Banner gora

środa, 2 października 2013

Uwaga! - niesprawiedliwe kaucje?

Źródło: www.biblioteczne.pl
Okazuje się, że pojęcie "mała ojczyzna" może funkcjonować w Warszawie. Choć nie zawsze bywa właściwie rozumiane.

Jeśli mieszkasz na Bielanach, a studiujesz na uczelni, która znajduje się poza granicami tej dzielnicy, to przy zapisie do Biblioteki Publicznej im. Stanisława Staszica na terenie Dzielnicy Bielany musisz zapłacić 50 zł kaucji. Natomiast, jeśli studiujesz na UKSW czy AWF-ie (obie uczelnie znajdują się na terenie Bielan), to niezależnie, czy mieszkasz na terenie tej dzielnicy czy gdziekolwiek indziej w Warszawie (lub dojeżdżasz na zajęcia raz na dwa tygodnie z drugiego końca Polski), jesteś z kaucji zwolniony (podobnie jak mieszkańcy na stałe zameldowani w Warszawie). Studenci AWF i UKSW są w oczach dyrekcji biblioteki bielańskiej bardziej wiarygodni, a z faktu, że studiują na terenie dzielnicy wynika, że prawdopodobieństwo zniszczenia przez nich książek jest mniejsze?

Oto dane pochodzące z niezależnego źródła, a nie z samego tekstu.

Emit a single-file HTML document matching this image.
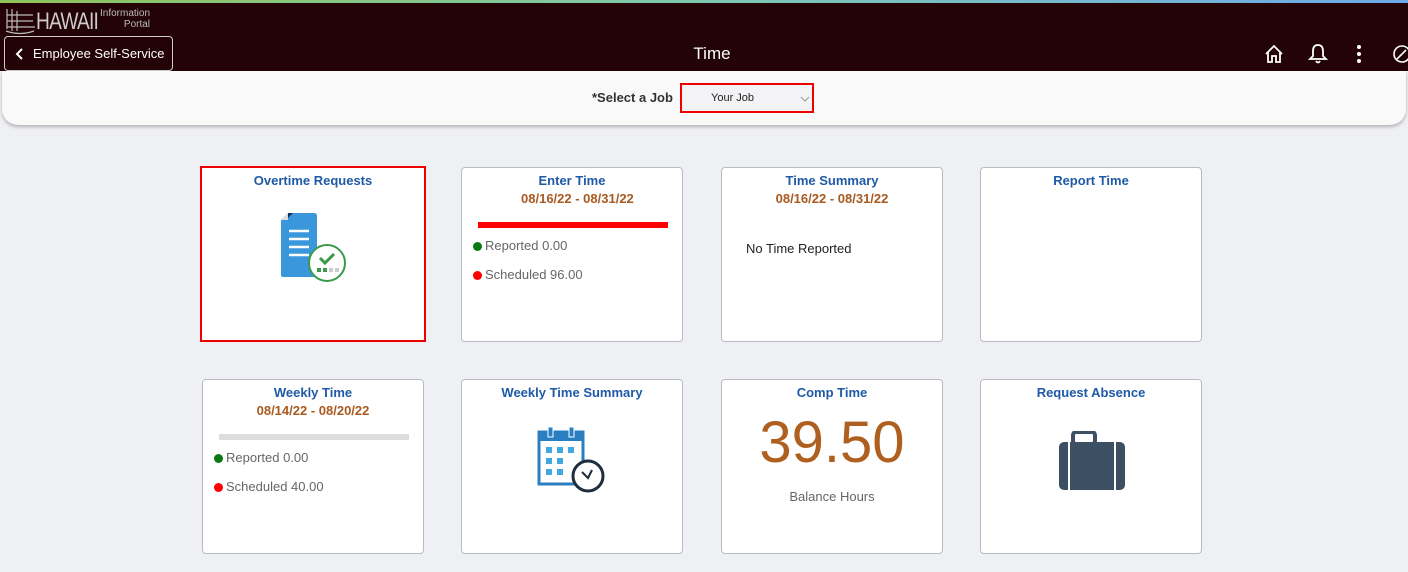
<!DOCTYPE html>
<html><head><meta charset="utf-8"><style>
*{box-sizing:border-box;margin:0;padding:0}
body{width:1408px;height:572px;overflow:hidden;background:#eff0f4;font-family:"Liberation Sans",Arial,sans-serif;position:relative}
.topline{position:absolute;left:0;top:0;width:1408px;height:3px;background:linear-gradient(90deg,#8fc45a,#7ec8b0,#6fa8e8)}
.hdr{position:absolute;left:0;top:3px;width:1408px;height:68px;background:#230305}
.band{position:absolute;left:2px;top:71px;width:1404px;height:54px;background:#f9f9f9;border-radius:0 0 16px 16px;box-shadow:0 2px 3px rgba(0,0,0,.25)}
.tile{position:absolute;width:222px;height:175px;background:#fff;border:1px solid #b8bcc2;border-radius:4px;text-align:center}
.tt{color:#1f5aa6;font-weight:bold;font-size:13px;margin-top:5px}
.dt{color:#a85a20;font-weight:bold;font-size:13px;margin-top:3px}
.ln{position:absolute;font-size:13px;color:#666;left:11px}
.dot{display:inline-block;width:9px;height:9px;border-radius:50%;margin-right:3px;vertical-align:-1px}
</style></head><body>
<div class="topline"></div>
<div class="hdr">
 <svg style="position:absolute;left:4px;top:4px" width="32" height="28" viewBox="0 0 32 28" fill="none" stroke="#bbb" stroke-width="1.2"><path d="M3 2v20M8 2v22M13 4v20M3 8h26M3 14h26M3 20h28M2 24q14 5 28 0"/></svg>
 <div style="position:absolute;left:36px;top:5px;color:#ccc;font-size:24px;letter-spacing:-1px;transform:scaleX(.8);transform-origin:left">HAWAII</div>
 <div style="position:absolute;left:100px;top:5px;color:#bbb;font-size:10px;line-height:11px;text-align:right">Information<br>Portal</div>
 <div style="position:absolute;left:4px;top:33px;width:169px;height:35px;border:1px solid #ccc;border-radius:4px;color:#fff;font-size:13px;line-height:33px;padding-left:28px">Employee Self-Service</div>
 <svg style="position:absolute;left:15px;top:44px" width="10" height="14" viewBox="0 0 10 14"><path d="M7 2L2 7l5 5" stroke="#fff" stroke-width="2" fill="none"/></svg>
 <div style="position:absolute;left:0;width:1424px;top:41px;text-align:center;color:#fff;font-size:17px">Time</div>
 <svg style="position:absolute;left:1264px;top:41px" width="20" height="20" viewBox="0 0 20 20" fill="none" stroke="#fff" stroke-width="1.8"><path d="M2 10L10 2l8 8M4 8v10h4v-6h4v6h4V8"/></svg>
 <svg style="position:absolute;left:1308px;top:40px" width="20" height="22" viewBox="0 0 20 22" fill="none" stroke="#fff" stroke-width="1.8"><path d="M10 2c-4 0-5 3-5 6v5l-3 3h16l-3-3V8c0-3-1-6-5-6zM8 18q2 3 4 0"/></svg>
 <svg style="position:absolute;left:1355px;top:41px" width="8" height="20"><circle cx="4" cy="3" r="2" fill="#fff"/><circle cx="4" cy="10" r="2" fill="#fff"/><circle cx="4" cy="17" r="2" fill="#fff"/></svg>
 <svg style="position:absolute;left:1392px;top:41px" width="16" height="20" viewBox="0 0 16 20" fill="none" stroke="#fff" stroke-width="1.6"><circle cx="10" cy="10" r="8"/><path d="M5 15l9-9"/></svg>
</div>
<div class="band"></div>
<div style="position:absolute;left:592px;top:90px;font-size:13px;font-weight:bold;color:#333">*Select a Job</div>
<div style="position:absolute;left:680px;top:83px;width:134px;height:30px;border:2px solid #e00;background:#f3f3f5">
 <div style="position:absolute;left:29px;top:7px;font-size:11px;color:#222">Your Job</div>
 <svg style="position:absolute;left:118px;top:10px" width="10" height="8"><path d="M1 2l4 4 4-4" stroke="#999" fill="none"/></svg>
</div>

<div class="tile" style="left:200px;top:166px;width:226px;height:176px;border:2px solid #e00;border-radius:0"><div class="tt">Overtime Requests</div>
 <svg style="position:absolute;left:78px;top:44px" width="70" height="72" viewBox="0 0 70 72"><path d="M1 8L8 1h26q3 0 3 3v59q0 2-2 2H3q-2 0-2-2z" fill="#3a97dc"/><path d="M1 8L8 1v7z" fill="#ddd"/><path d="M8 1h5L8 6z" fill="#1a2f5a"/><g stroke="#fff" stroke-width="2.5"><path d="M9 19h20M9 27h20M9 35h20M9 43h20"/></g><circle cx="47" cy="51" r="18" fill="#fff" stroke="#3a9a4a" stroke-width="2"/><path d="M40 46l5 5 9-9" stroke="#3a9a4a" stroke-width="3" fill="none"/><rect x="37" y="56" width="4" height="4" fill="#3a9a4a"/><rect x="43" y="56" width="4" height="4" fill="#3a9a4a"/><rect x="49" y="56" width="4" height="4" fill="#ccc"/><rect x="55" y="56" width="4" height="4" fill="#ccc"/></svg>
</div>
<div class="tile" style="left:461px;top:167px"><div class="tt">Enter Time</div><div class="dt">&nbsp;&nbsp;&nbsp;08/16/22 - 08/31/22</div>
 <div style="position:absolute;left:16px;top:54px;width:190px;height:6px;background:#f00"></div>
 <div class="ln" style="top:70px"><span class="dot" style="background:#0a7a10"></span>Reported 0.00</div>
 <div class="ln" style="top:99px"><span class="dot" style="background:#f00"></span>Scheduled 96.00</div>
</div>
<div class="tile" style="left:721px;top:167px"><div class="tt">Time Summary</div><div class="dt">08/16/22 - 08/31/22</div>
 <div style="position:absolute;left:24px;top:73px;font-size:13px;color:#222">No Time Reported</div></div>
<div class="tile" style="left:980px;top:167px"><div class="tt">Report Time</div></div>

<div class="tile" style="left:202px;top:379px"><div class="tt">Weekly Time</div><div class="dt">08/14/22 - 08/20/22</div>
 <div style="position:absolute;left:16px;top:54px;width:190px;height:6px;background:#ddd"></div>
 <div class="ln" style="top:70px"><span class="dot" style="background:#0a7a10"></span>Reported 0.00</div>
 <div class="ln" style="top:99px"><span class="dot" style="background:#f00"></span>Scheduled 40.00</div>
</div>
<div class="tile" style="left:461px;top:379px"><div class="tt">Weekly Time Summary</div>
 <svg style="position:absolute;left:75px;top:46px" width="72" height="72" viewBox="0 0 72 72"><rect x="2" y="6" width="44" height="52" fill="#fff" stroke="#2b7fc0" stroke-width="3"/><rect x="2" y="6" width="44" height="9" fill="#2b7fc0"/><rect x="11" y="1" width="5" height="10" fill="#2b7fc0" stroke="#fff"/><rect x="32" y="1" width="5" height="10" fill="#2b7fc0" stroke="#fff"/><g fill="#3fa8e0"><rect x="9" y="21" width="6" height="6"/><rect x="20" y="21" width="6" height="6"/><rect x="31" y="21" width="6" height="6"/><rect x="9" y="32" width="6" height="6"/><rect x="20" y="32" width="6" height="6"/><rect x="9" y="43" width="6" height="6"/><rect x="20" y="43" width="6" height="6"/></g><circle cx="51" cy="50" r="15" fill="#fff" stroke="#1f2d3d" stroke-width="3"/><path d="M45 46l6 6 4-8" stroke="#1f2d3d" stroke-width="2" fill="none"/></svg>
</div>
<div class="tile" style="left:721px;top:379px"><div class="tt">Comp Time</div>
 <div style="position:absolute;left:0;right:0;top:29px;font-size:58px;color:#b0601e">39.50</div>
 <div style="position:absolute;left:0;right:0;top:109px;font-size:13px;color:#666">Balance Hours</div></div>
<div class="tile" style="left:980px;top:379px"><div class="tt">Request Absence</div>
 <svg style="position:absolute;left:77px;top:51px" width="68" height="60" viewBox="0 0 68 60"><rect x="15" y="1" width="22" height="12" rx="3" fill="none" stroke="#3c4f63" stroke-width="4"/><rect x="1" y="11" width="66" height="48" rx="5" fill="#3c4f63"/><path d="M11 11v48M57 11v48" stroke="#fff" stroke-width="2"/></svg>
</div>
</body></html>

A to wszystko na początku XXI wieku, gdy metropolia Warszawy się rozrasta wraz z obszarem "wspólnego biletu ZTM" i coraz częściej słychać o zniesieniu obowiązku meldunkowego. A osoby niezameldowane w Warszawie, które okażą np. umowę najmu mieszkania na terenie danej dzielnicy, mogą wybierać lokalne władze i brać udział w referendach. 

Czyli: mogę brać udział w wyborach burmistrza dzielnicy Bielany lub w referendum w sprawie odwołania Hanny Gronkiewicz-Waltz, ale zapisać się bezpłatnie do publicznej biblioteki - już nie. Dodajmy - biblioteki, która jest opłacana także z moich pieniędzy - właściciele mieszkania płacą podatek od wynajmu.

Podobny problem jeszcze kilka lat temu występował w bibliotekach innych dzielnic. Na szczęście, większość z nich usunęła już podobne zapisy ze swoich regulaminów. 

Wysłałem dziś zapytanie do Witolda Kona,dyrektora biblioteki na Bielanach, dlaczego taki przepis w regulaminie ma zastosowanie. Poinformuję Was o odpowiedzi, jak tylko ją otrzymam.

Uśmialiśmy się dziś z panią bibliotekarką, która przyznała, że sama nie rozumie, dlaczego tak został sformułowany.

A jakie jest Wasze zdanie? Czy biblioteki i inne instytucje publiczne mają prawo do rozróżniania ludzi na podstawie takich kryteriów? Czy spotykacie się z podobnymi zapisami w regulaminach, które budzą Wasze wątpliwości?